Created 12-01-2016 12:53 AM
I have a Hive table that is integrated with HBase table. It works fine on Hive command line to see data; however, when I try to do the same in Spark Java code where create a dataframe object by select statement and call show method, I see the following message forever:
16/11/30 19:40:31 INFO ClientCnxn: Session establishment complete on server localhost/0:0:0:0:0:0:0:1:2181, sessionid = 0x15802d56675006a, negotiated timeout = 90000
16/11/30 19:40:31 INFO RegionSizeCalculator: Calculating region sizes for table "st_tbl_1".
16/11/30 19:41:19 INFO RpcRetryingCaller: Call exception, tries=10, retries=35, started=48332 ms ago, cancelled=false, msg=
16/11/30 19:41:40 INFO RpcRetryingCaller: Call exception, tries=11, retries=35, started=68473 ms ago, cancelled=false, msg=
16/11/30 19:42:00 INFO RpcRetryingCaller: Call exception, tries=12, retries=35, started=88545 ms ago, cancelled=false, msg=
16/11/30 19:42:20 INFO RpcRetryingCaller: Call exception, tries=13, retries=35, started=108742 ms ago, cancelled=false, msg=
Created 12-08-2016 12:33 AM
The solution was:
The Spark provide a sample HBase test program in /usr/hdp/current/spark-client/examples/src/main/scala/org/apache/spark/examples.
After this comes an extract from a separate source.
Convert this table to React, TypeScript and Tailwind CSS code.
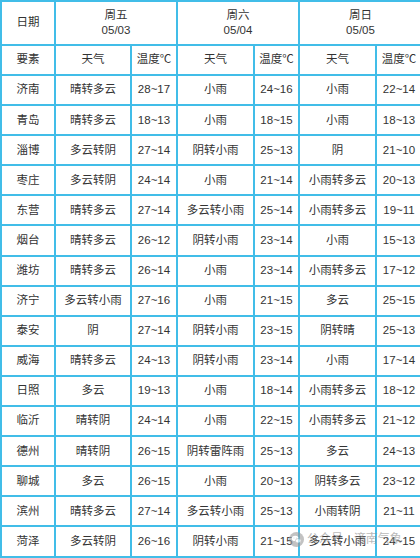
import React from "react";

type Day = [string, string];

const days = [
  { name: "周五", date: "05/03" },
  { name: "周六", date: "05/04" },
  { name: "周日", date: "05/05" },
];

const rows: { city: string; d: Day[] }[] = [
  { city: "济南", d: [["晴转多云", "28~17"], ["小雨", "24~16"], ["小雨", "22~14"]] },
  { city: "青岛", d: [["晴转多云", "18~13"], ["小雨", "18~15"], ["小雨", "18~13"]] },
  { city: "淄博", d: [["多云转阴", "27~14"], ["阴转小雨", "25~13"], ["阴", "21~10"]] },
  { city: "枣庄", d: [["多云转阴", "24~14"], ["小雨", "21~14"], ["小雨转多云", "20~13"]] },
  { city: "东营", d: [["晴转多云", "27~14"], ["多云转小雨", "25~14"], ["小雨转多云", "19~11"]] },
  { city: "烟台", d: [["晴转多云", "26~12"], ["阴转小雨", "23~14"], ["小雨", "15~13"]] },
  { city: "潍坊", d: [["晴转多云", "26~14"], ["小雨", "23~14"], ["小雨转多云", "17~12"]] },
  { city: "济宁", d: [["多云转小雨", "27~16"], ["小雨", "21~15"], ["多云", "25~15"]] },
  { city: "泰安", d: [["阴", "27~14"], ["阴转小雨", "23~15"], ["阴转晴", "25~13"]] },
  { city: "威海", d: [["晴转多云", "24~13"], ["阴转小雨", "23~14"], ["小雨", "17~14"]] },
  { city: "日照", d: [["多云", "19~13"], ["小雨", "18~14"], ["小雨转多云", "18~12"]] },
  { city: "临沂", d: [["晴转阴", "24~14"], ["小雨", "22~15"], ["小雨转多云", "21~12"]] },
  { city: "德州", d: [["晴转阴", "26~15"], ["阴转雷阵雨", "25~13"], ["多云", "24~13"]] },
  { city: "聊城", d: [["多云", "26~15"], ["小雨", "20~13"], ["阴转多云", "23~12"]] },
  { city: "滨州", d: [["晴转多云", "27~14"], ["多云转小雨", "25~13"], ["小雨转阴", "21~11"]] },
  { city: "菏泽", d: [["多云转阴", "26~16"], ["阴转小雨", "21~15"], ["多云转小雨", "24~15"]] },
];

const cell = "bg-white flex items-center justify-center whitespace-nowrap";

const WeChatIcon = () => (
  <svg width="15" height="15" viewBox="0 0 16 16">
    <circle cx="8" cy="8" r="8" fill="#9a9a9a" />
    <ellipse cx="6.6" cy="6.8" rx="3.6" ry="2.9" fill="#fff" />
    <ellipse cx="9.8" cy="9.4" rx="3" ry="2.4" fill="#fff" stroke="#9a9a9a" strokeWidth="0.8" />
    <circle cx="5.3" cy="6.3" r="0.5" fill="#9a9a9a" />
    <circle cx="7.7" cy="6.3" r="0.5" fill="#9a9a9a" />
  </svg>
);

export default function App() {
  return (
    <div
      className="relative w-[420px] h-[558px] overflow-hidden bg-white text-[11.5px] text-[#333]"
      style={{ fontFamily: '"Liberation Sans", "Noto Sans CJK SC", sans-serif' }}
    >
      <div className="grid w-[423px] grid-cols-[52px_74px_44px_75px_43px_75px_44px] grid-rows-[42px_28px_repeat(16,28.1px)] gap-[2px] p-[2px] bg-[#41bde8]">
        <div className={cell}>日期</div>
        {days.map((day) => (
          <div key={day.date} className={`${cell} col-span-2 flex-col leading-[15px]`}>
            <span>{day.name}</span>
            <span>{day.date}</span>
          </div>
        ))}

        <div className={cell}>要素</div>
        {days.map((day) => (
          <React.Fragment key={day.name}>
            <div className={cell}>天气</div>
            <div className={cell}>温度℃</div>
          </React.Fragment>
        ))}

        {rows.map((r) => (
          <React.Fragment key={r.city}>
            <div className={cell}>{r.city}</div>
            {r.d.map(([w, t], i) => (
              <React.Fragment key={i}>
                <div className={cell}>{w}</div>
                <div className={cell}>{t}</div>
              </React.Fragment>
            ))}
          </React.Fragment>
        ))}
      </div>

      {/* watermark */}
      <div className="absolute left-[289px] top-[530px] flex items-center gap-[3px] text-[12px] text-[#8c8c8c] opacity-60">
        <WeChatIcon />
        <span>公众号 · 济南气象</span>
      </div>
    </div>
  );
}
The program name is HBaseTest.scala. If you open this file, you will see the comment:
// please ensure HBASE_CONF_DIR is on classpath of spark driver
// e.g: set it through spark.driver.extraClassPath property
// in spark-defaults.conf or through --driver-class-path
// command line option of spark-submit
So, I added that parameter and my command line becomes as follows:
spark-submit --jars hive-hbase-handler.jar,hbase-client.jar,hbase-common.jar,hbase-hadoop-compact.jar,hbase-hadoop2-compact.jar,hbase-protocol.jar,hbase-server.jar,metrics-core.jar,guava.jar --driver-class-path postgresql.jar --master yarn-client --files /usr/hdp/current/hbase-client/conf/hbase-site.xml --class SparkJS --driver-class-path /etc/hbase/2.5.0.0-1245/0 spark-js-1.jar
The issue is gone and I can do what I need to do.
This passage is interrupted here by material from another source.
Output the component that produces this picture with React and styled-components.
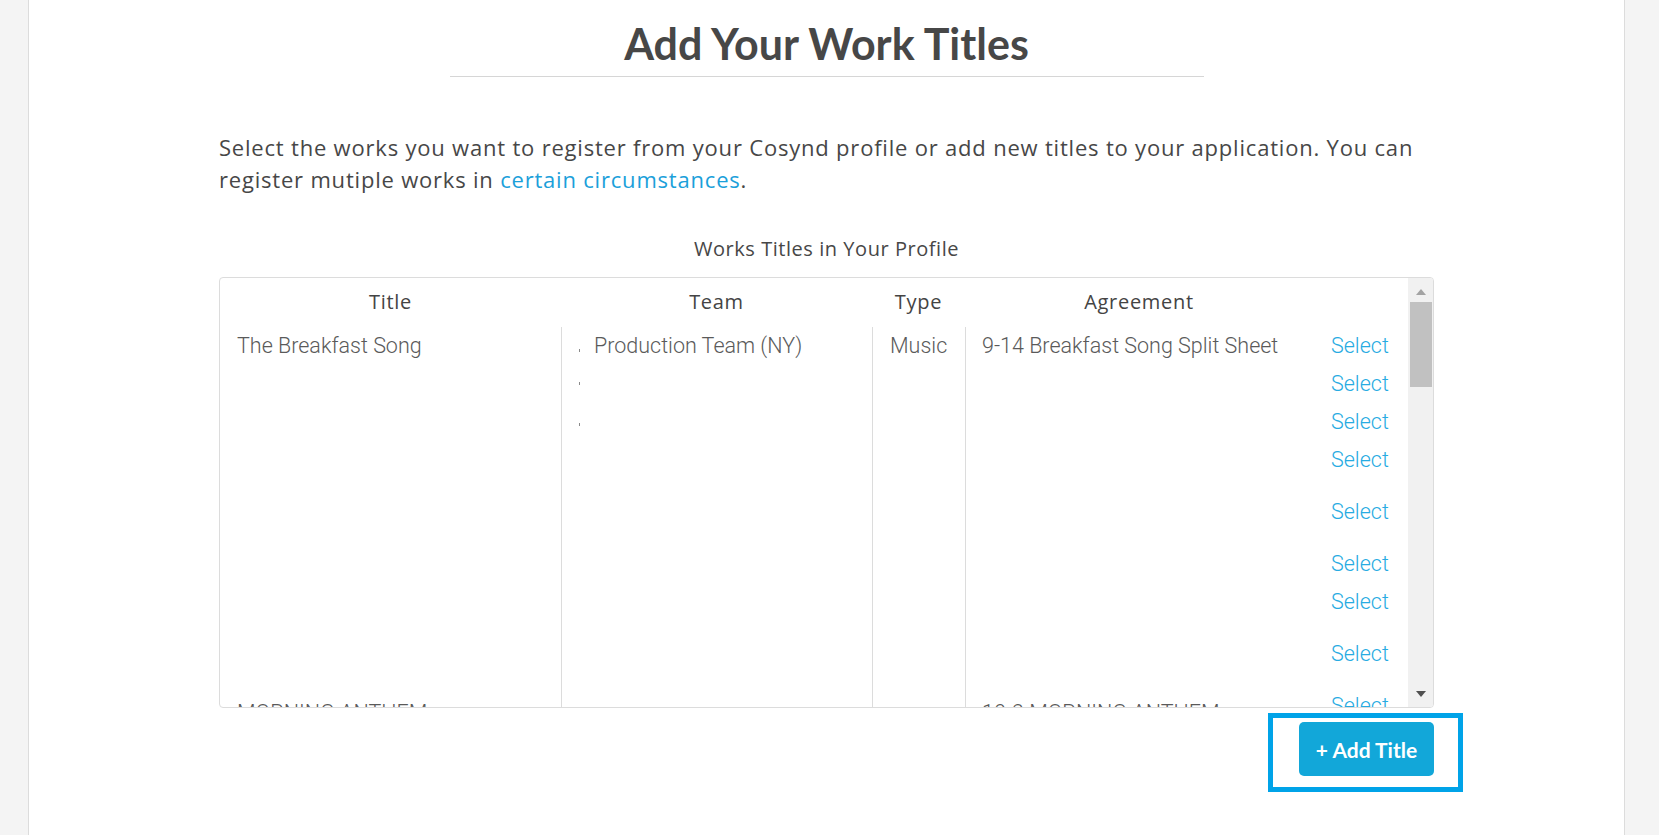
import React from 'react'
import styled, { createGlobalStyle } from 'styled-components'

const GlobalStyle = createGlobalStyle`
  html, body {
    margin: 0;
    padding: 0;
    background: #f4f4f4;
  }
  * {
    box-sizing: border-box;
  }
`;

const Panel = styled.div`
  margin-left: 28px;
  width: 1597px;
  min-height: 835px;
  background: #fff;
  border-left: 1px solid #dcdcdc;
  border-right: 1px solid #dcdcdc;
  font-family: 'Open Sans', 'Noto Sans', sans-serif;
  color: #4a4a4a;
`;

const Content = styled.div`
  width: 1215px;
  margin: 0 auto;
  padding-top: 18px;
`;

const Heading = styled.h1`
  margin: 0;
  text-align: center;
  font-family: Lato, 'Noto Sans', sans-serif;
  font-size: 43px;
  font-weight: 700;
  line-height: 52px;
  color: #474747;
`;

const Rule = styled.div`
  width: 754px;
  height: 1px;
  margin: 6px auto 0;
  background: #d6d6d6;
`;

const Intro = styled.p`
  margin: 54px 0 0;
  font-size: 22px;
  font-weight: 500;
  letter-spacing: 0.8px;
  line-height: 32px;
  color: #474747;
`;

const Link = styled.a`
  color: #1ba0da;
  text-decoration: none;
`;

const Caption = styled.div`
  margin-top: 40px;
  text-align: center;
  font-size: 20px;
  font-weight: 500;
  letter-spacing: 0.55px;
  line-height: 28px;
  color: #474747;
`;

const TableBox = styled.div`
  margin-top: 14px;
  height: 431px;
  border: 1px solid #dcdcdc;
  border-radius: 4px;
  display: flex;
  overflow: hidden;
`;

const TableBody = styled.div`
  flex: 1;
  overflow: hidden;
  font-family: Roboto, 'Liberation Sans', sans-serif;
  font-size: 21.5px;
`;

const Grid = styled.div`
  display: grid;
  grid-template-columns: 341px 311px 93px 348px 95px;
`;

const HeadCell = styled.div`
  height: 49px;
  padding-bottom: 2px;
  display: flex;
  align-items: center;
  justify-content: center;
  font-family: 'Open Sans', 'Noto Sans', sans-serif;
  font-size: 20px;
  font-weight: 500;
  letter-spacing: 0.7px;
  color: #444;
`;

const Cell = styled.div`
  display: flex;
  flex-direction: column;
  padding-left: ${(p) => p.pad || 17}px;
  padding-top: ${(p) => p.lead || 0}px;
  padding-bottom: ${(p) => p.bottom || 0}px;
  border-left: ${(p) => (p.divided ? '1px solid #dcdcdc' : 'none')};
  color: #5a5a5a;
  font-weight: 300;
`;

const Line = styled.div`
  height: ${(p) => p.h || 38}px;
  line-height: 38px;
  white-space: nowrap;
  display: flex;
  align-items: flex-start;
`;

const Tick = styled.span`
  display: inline-block;
  width: 1px;
  height: 3px;
  margin-top: ${(p) => p.top}px;
  margin-right: 14px;
  background: #8a8a8a;
`;

const SelectLink = styled.a`
  color: #27abe2;
  text-decoration: none;
  font-weight: 300;
`;

const Scrollbar = styled.div`
  width: 25px;
  background: #f1f1f1;
  display: flex;
  flex-direction: column;
  align-items: center;
`;

const Arrow = styled.div`
  width: 0;
  height: 0;
  margin: ${(p) => (p.down ? 'auto 0 10px' : '11px 0 0')};
  border-left: 5px solid transparent;
  border-right: 5px solid transparent;
  ${(p) =>
    p.down
      ? 'border-top: 6px solid #505050;'
      : 'border-bottom: 6px solid #a3a3a3;'}
`;

const Thumb = styled.div`
  width: 22px;
  height: 85px;
  margin-top: 7px;
  background: #c1c1c1;
`;

const Actions = styled.div`
  display: flex;
  justify-content: flex-end;
  margin-right: -29px;
  margin-top: 5px;
`;

const FocusFrame = styled.div`
  border: 5px solid #00a3e8;
  padding: 4px 24px 11px 26px;
`;

const AddButton = styled.button`
  width: 135px;
  height: 54px;
  border: none;
  border-radius: 5px;
  background: #12a7d9;
  color: #fff;
  font-family: Lato, 'Noto Sans', sans-serif;
  font-size: 21px;
  font-weight: 700;
  cursor: pointer;
`;

const rows = [
  {
    title: 'The Breakfast Song',
    teams: [
      { name: 'Production Team (NY)', tick: 22 },
      { name: '', tick: 17 },
      { name: '', tick: 20 },
    ],
    type: 'Music',
    agreement: '9-14 Breakfast Song Split Sheet',
    selects: [38, 38, 38, 52, 52, 38, 52, 52],
    bottom: 13,
    lead: 0,
  },
  {
    title: 'MORNING ANTHEM',
    teams: [],
    type: '',
    agreement: '10-2 MORNING ANTHEM',
    selects: [38, 38],
    lead: 7,
  },
]

function App() {
  return (
    <>
      <GlobalStyle />
      <Panel>
        <Content>
          <Heading>Add Your Work Titles</Heading>
          <Rule />
          <Intro>
            Select the works you want to register from your Cosynd profile or
            add new titles to your application. You can register mutiple works
            in <Link href="#">certain circumstances</Link>.
          </Intro>
          <Caption>Works Titles in Your Profile</Caption>
          <TableBox>
            <TableBody>
              <Grid>
                <HeadCell>Title</HeadCell>
                <HeadCell>Team</HeadCell>
                <HeadCell>Type</HeadCell>
                <HeadCell>Agreement</HeadCell>
                <HeadCell />
                {rows.map((row, i) => (
                  <React.Fragment key={`row_${i}`}>
                    <Cell pad={17} lead={row.lead} bottom={row.bottom}>
                      <Line>{row.title}</Line>
                    </Cell>
                    <Cell divided pad={17}>
                      {row.teams.map((t, j) => (
                        <Line key={`team_${j}`}>
                          <Tick top={t.tick} />
                          {t.name}
                        </Line>
                      ))}
                    </Cell>
                    <Cell divided pad={17} lead={row.lead}>
                      <Line>{row.type}</Line>
                    </Cell>
                    <Cell divided pad={16} lead={row.lead}>
                      <Line>{row.agreement}</Line>
                    </Cell>
                    <Cell pad={18}>
                      {row.selects.map((h, j) => (
                        <Line key={`sel_${j}`} h={h}>
                          <SelectLink href="#">Select</SelectLink>
                        </Line>
                      ))}
                    </Cell>
                  </React.Fragment>
                ))}
              </Grid>
            </TableBody>
            <Scrollbar>
              <Arrow />
              <Thumb />
              <Arrow down />
            </Scrollbar>
          </TableBox>
          <Actions>
            <FocusFrame>
              <AddButton>+ Add Title</AddButton>
            </FocusFrame>
          </Actions>
        </Content>
      </Panel>
    </>
  )
}

export default App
Created 12-01-2016 02:50 AM
I typically don't recommend using Hive atop HBase. The performance is terrible when you start getting into high data volumes. You could create your HBase tables and then use Spark to access data programmatically using the Data Frames API, and use Phoenix to create a view atop HBase for SQL analytics. Phoenix is orders of magnitude faster than Hive for SQL on HBase. Try it out. It's easy to use. You use Phoenix to create a schema for the HBase table.
Hortonworks released a Spark on HBase connector that you can use. It's a DataFrame based connector:
http://hortonworks.com/blog/spark-hbase-dataframe-based-hbase-connector/
Created 12-01-2016 05:19 AM
Thank you for the recommendation, but I would like to solve this issue first.
We are using hdp 2.5. Previously, we used hdp 2.3 where I could not run Spark with Phoenix. Can hdp 2.5 allow us to use Phoenix in Spark 1.6.2?
Created 12-08-2016 12:33 AM
The solution was:
The Spark provide a sample HBase test program in /usr/hdp/current/spark-client/examples/src/main/scala/org/apache/spark/examples.
The program name is HBaseTest.scala. If you open this file, you will see the comment:
// please ensure HBASE_CONF_DIR is on classpath of spark driver
// e.g: set it through spark.driver.extraClassPath property
// in spark-defaults.conf or through --driver-class-path
// command line option of spark-submit
So, I added that parameter and my command line becomes as follows:
spark-submit --jars hive-hbase-handler.jar,hbase-client.jar,hbase-common.jar,hbase-hadoop-compact.jar,hbase-hadoop2-compact.jar,hbase-protocol.jar,hbase-server.jar,metrics-core.jar,guava.jar --driver-class-path postgresql.jar --master yarn-client --files /usr/hdp/current/hbase-client/conf/hbase-site.xml --class SparkJS --driver-class-path /etc/hbase/2.5.0.0-1245/0 spark-js-1.jar
The issue is gone and I can do what I need to do.
Created 12-09-2016 02:47 AM
To confirm, the issue is that hbase conf was not available to spark. You can also check the Spark HBase Connector we support at https://github.com/hortonworks-spark/shc. It has many features but also documents the configuration for Spark Hbase access and security aspects too.